Yes, those checks might be considered as identical in a language sense, but 
then : as an extension/interpreter writer, why should I only rely on the debug 
assert available today? Why would it not make sense to offer another assert, 
semantically different, aiming at runtime checks issues and this time where 
control is indeed by the consumer/the extension?

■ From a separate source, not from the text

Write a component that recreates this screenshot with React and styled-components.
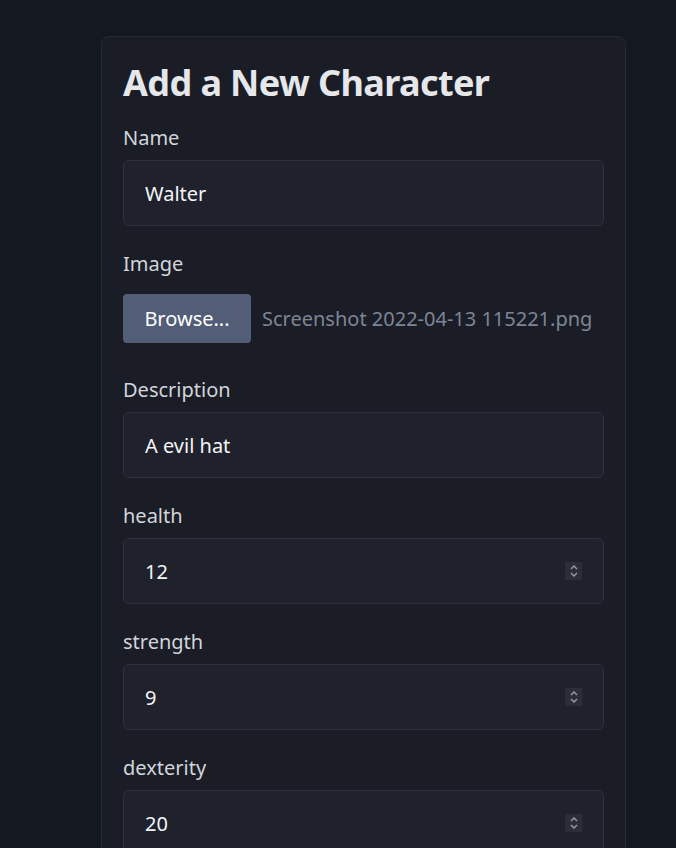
import React from "react";
import styled, { createGlobalStyle } from "styled-components";

const GlobalStyle = createGlobalStyle`
    html, body {
        margin: 0;
        padding: 0;
        background: #141821;
    }
    body {
        font-family: "Noto Sans", "Open Sans", sans-serif;
    }
`;

const fields = [
    { label: "health", value: "12" },
    { label: "strength", value: "9" },
    { label: "dexterity", value: "20" },
];

const App = () => {
    return (
        <Page>
            <GlobalStyle />
            <Card>
                <Title>Add a New Character</Title>
                <Field>
                    <Label>Name</Label>
                    <TextBox>
                        <Input defaultValue="Walter" />
                    </TextBox>
                </Field>
                <Field>
                    <Label>Image</Label>
                    <FileRow>
                        <BrowseButton type="button">Browse...</BrowseButton>
                        <FileName>Screenshot 2022-04-13 115221.png</FileName>
                    </FileRow>
                </Field>
                <Field>
                    <Label>Description</Label>
                    <TextBox>
                        <Input defaultValue="A evil hat" />
                    </TextBox>
                </Field>
                {fields.map((f) => (
                    <Field key={f.label}>
                        <Label>{f.label}</Label>
                        <TextBox>
                            <Input defaultValue={f.value} />
                            <Spinner>
                                <svg width="10" height="14" viewBox="0 0 10 14" fill="none">
                                    <path d="M2 5 L5 2 L8 5" stroke="#9a9ea8" strokeWidth="1.4" />
                                    <path d="M2 9 L5 12 L8 9" stroke="#9a9ea8" strokeWidth="1.4" />
                                </svg>
                            </Spinner>
                        </TextBox>
                    </Field>
                ))}
            </Card>
        </Page>
    );
};

const Page = styled.div`
    padding: 36px 0 0 101px;
    min-height: 100vh;
    box-sizing: border-box;
    overflow: hidden;
`;

const Card = styled.div`
    width: 525px;
    box-sizing: border-box;
    background: #1a1d26;
    border: 1px solid #262a35;
    border-radius: 8px;
    padding: 22px 21px 40px 21px;
    display: flex;
    flex-direction: column;
    gap: 23px;
`;

const Title = styled.h1`
    margin: 0 0 -7px 0;
    font-size: 36px;
    line-height: 48px;
    font-weight: 700;
    letter-spacing: -0.6px;
    color: #e5e7eb;
`;

const Field = styled.div`
    display: flex;
    flex-direction: column;
    gap: 7px;
`;

const Label = styled.label`
    font-size: 20px;
    line-height: 30px;
    color: #d1d5db;
`;

const TextBox = styled.div`
    height: 66px;
    box-sizing: border-box;
    display: flex;
    align-items: center;
    background: #1f222d;
    border: 1px solid #2d303d;
    border-radius: 6px;
    padding: 0 21px;
`;

const Input = styled.input`
    flex: 1;
    min-width: 0;
    background: transparent;
    border: none;
    outline: none;
    padding: 0;
    font-family: inherit;
    font-size: 20px;
    color: #f3f4f6;
`;

const Spinner = styled.div`
    width: 17px;
    height: 18px;
    background: #2b2e38;
    display: flex;
    align-items: center;
    justify-content: center;
`;

const FileRow = styled.div`
    display: flex;
    align-items: center;
    gap: 11px;
    margin-top: 8px;
    margin-bottom: 9px;
`;

const BrowseButton = styled.button`
    width: 128px;
    height: 49px;
    background: #525e78;
    color: #ffffff;
    border: none;
    border-radius: 4px;
    font-family: inherit;
    font-size: 20px;
    padding: 0;
`;

const FileName = styled.span`
    font-size: 20px;
    color: #7d8696;
`;

export default App;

-----Original Message-----
From: Python-ideas <python-ideas-bounces+eloi.gaudry=fft...@python.org> On 
Behalf Of Chris Angelico
Sent: Tuesday, May 8, 2018 7:38 PM
To: python-ideas@python.org
Subject: Re: [Python-ideas] Runtime assertion with no overhead when not active

On Wed, May 9, 2018 at 1:51 AM, Eloi Gaudry <eloi.gau...@fft.be> wrote:
> I think that is a difference between:
> - the current 'assert' which usage seems (to me) to focus on 
> development correctness (I think of it as the C-assert enabled in any 
> C program in debug build )
> - the runtime_assert that I submitted on the list, which would be 
> focusing on usage correctness (hence runtime), and easily disabled at 
> runtime (when the python command line options parsing is not an 
> option, for instance when the python interpreter is not python itself 
> and/or when the consumer/extension wants to behave differently).

What's the difference between "development correctness" and "usage 
correctness"? Does the latter depend on user input at run time? I still don't 
understand the distinction you're trying to make here.